Part of the work we have been doing to advance this agenda is the training we have been conducting at the Nkrumah School in Bela-Bela. For us, this work is key to tackling the suffocating narrative we see in the media. Dr. M'membe was absolutely right when he said you cannot rely on imperialists to drive your message; we must build our own platforms. That is exactly what the Nkrumah School is doing. The school is in Bela-Bela, but this year we actually held it in Ghana, which was really exciting. I love Ghana and always enjoy my visits there. It was a very interesting experience to engage with the students. We get students from all over the continent and places like Brazil, where we have relationships, and we take them through media training. In that process, we learn a lot about the conditions facing the working class in those different parts of the world. We have also established partnerships with organizations like People’s Dispatch and have been working very closely with Pan African TV. We have also done some work with teleSUR in the past, and we hope to build on that at this conference.
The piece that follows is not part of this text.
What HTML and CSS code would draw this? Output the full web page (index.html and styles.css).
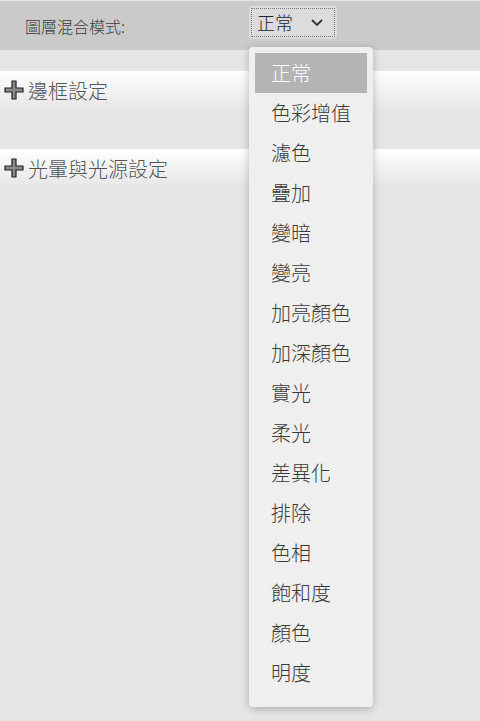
FILE: index.html
```html
<!DOCTYPE html>
<html lang="zh-Hant">

<head>
    <meta charset="utf-8">
    <meta name="viewport" content="width=device-width, initial-scale=1.0">
    <title>圖層混合模式</title>
    <link rel="stylesheet" href="styles.css">
</head>

<body>
    <div class="topbar">
        <span class="label">圖層混合模式:</span>
        <div class="select">
            <span class="select_value">正常</span>
            <svg class="chev" width="14" height="9" viewBox="0 0 14 9">
                <path d="M2 2 L7 7 L12 2" fill="none" stroke="#333" stroke-width="1.8"/>
            </svg>
        </div>
    </div>

    <div class="section">
        <svg class="plus" width="20" height="20" viewBox="0 0 20 20">
            <path d="M8 1 H12 V8 H19 V12 H12 V19 H8 V12 H1 V8 H8 Z" fill="#8a8a8a" stroke="#222" stroke-width="1.2"/>
        </svg>
        <span>邊框設定</span>
    </div>

    <div class="section second">
        <svg class="plus" width="20" height="20" viewBox="0 0 20 20">
            <path d="M8 1 H12 V8 H19 V12 H12 V19 H8 V12 H1 V8 H8 Z" fill="#8a8a8a" stroke="#222" stroke-width="1.2"/>
        </svg>
        <span>光暈與光源設定</span>
    </div>

    <ul class="menu">
        <li class="active">正常</li>
        <li>色彩增值</li>
        <li>濾色</li>
        <li>疊加</li>
        <li>變暗</li>
        <li>變亮</li>
        <li>加亮顏色</li>
        <li>加深顏色</li>
        <li>實光</li>
        <li>柔光</li>
        <li>差異化</li>
        <li>排除</li>
        <li>色相</li>
        <li>飽和度</li>
        <li>顏色</li>
        <li>明度</li>
    </ul>
</body>

</html>
```

FILE: styles.css
```css
body {
    margin: 0;
    background-color: #e6e6e6;
    font-family: "Noto Sans CJK TC", "Noto Sans", sans-serif;
    font-weight: 300;
    color: #333;
    height: 721px;
    overflow: hidden;
}

/* --------- TOP BAR --------------- */
.topbar {
    display: flex;
    align-items: center;
    height: 49px;
    margin-top: 1px;
    background-color: #cacaca;
    box-sizing: border-box;
    padding-left: 25px;
}

.label {
    font-size: 16px;
    color: #3a3a3a;
    width: 224px;
}

.select {
    display: flex;
    align-items: center;
    width: 88px;
    height: 33px;
    margin-top: -7px;
    box-sizing: border-box;
    background-color: #dcdcdc;
    border-radius: 3px;
    outline: 1px dotted #777;
    outline-offset: -3px;
    padding-left: 8px;
}

.select_value {
    font-size: 18px;
    color: #222;
    width: 53px;
}

/* --------- SECTIONS --------------- */
.section {
    display: flex;
    align-items: center;
    height: 38px;
    margin-top: 21px;
    padding-left: 4px;
    background: linear-gradient(#ffffff, #e6e6e6);
    font-size: 20px;
    color: #555;
}

.section.second {
    margin-top: 40px;
}

.plus {
    margin-right: 4px;
}

/* --------- MENU --------------- */
.menu {
    position: absolute;
    top: 47px;
    left: 249px;
    width: 124px;
    margin: 0;
    padding: 6px 6px 14px;
    box-sizing: border-box;
    list-style: none;
    background-color: #efefef;
    border-radius: 4px;
    box-shadow: 0 2px 8px rgba(0, 0, 0, 0.25);
}

.menu li {
    height: 40px;
    line-height: 40px;
    padding-left: 16px;
    font-size: 20px;
    color: #3a3a3a;
}

.menu li.active {
    background-color: #b4b4b4;
    color: white;
}
```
I believe the key to our ability to defeat this crisis is to continue this work—to build this platform and this alternative. As the majority, we should dominate. We should not spend our time begging for airtime from right-wingers. We should be the ones who dominate the narrative, and ultimately that is what we should be striving for. I am grateful that we have the opportunity to do this, that we can find solutions, and I really look forward to hearing from some of you about other ways we can deepen this interaction. At the end of the day, when we walk away from this conference, we must strengthen these networks so that as we go into the future, it is the voice of the majority that dominates our media discourse and not the voice of the elite minority that is responsible for our suffering.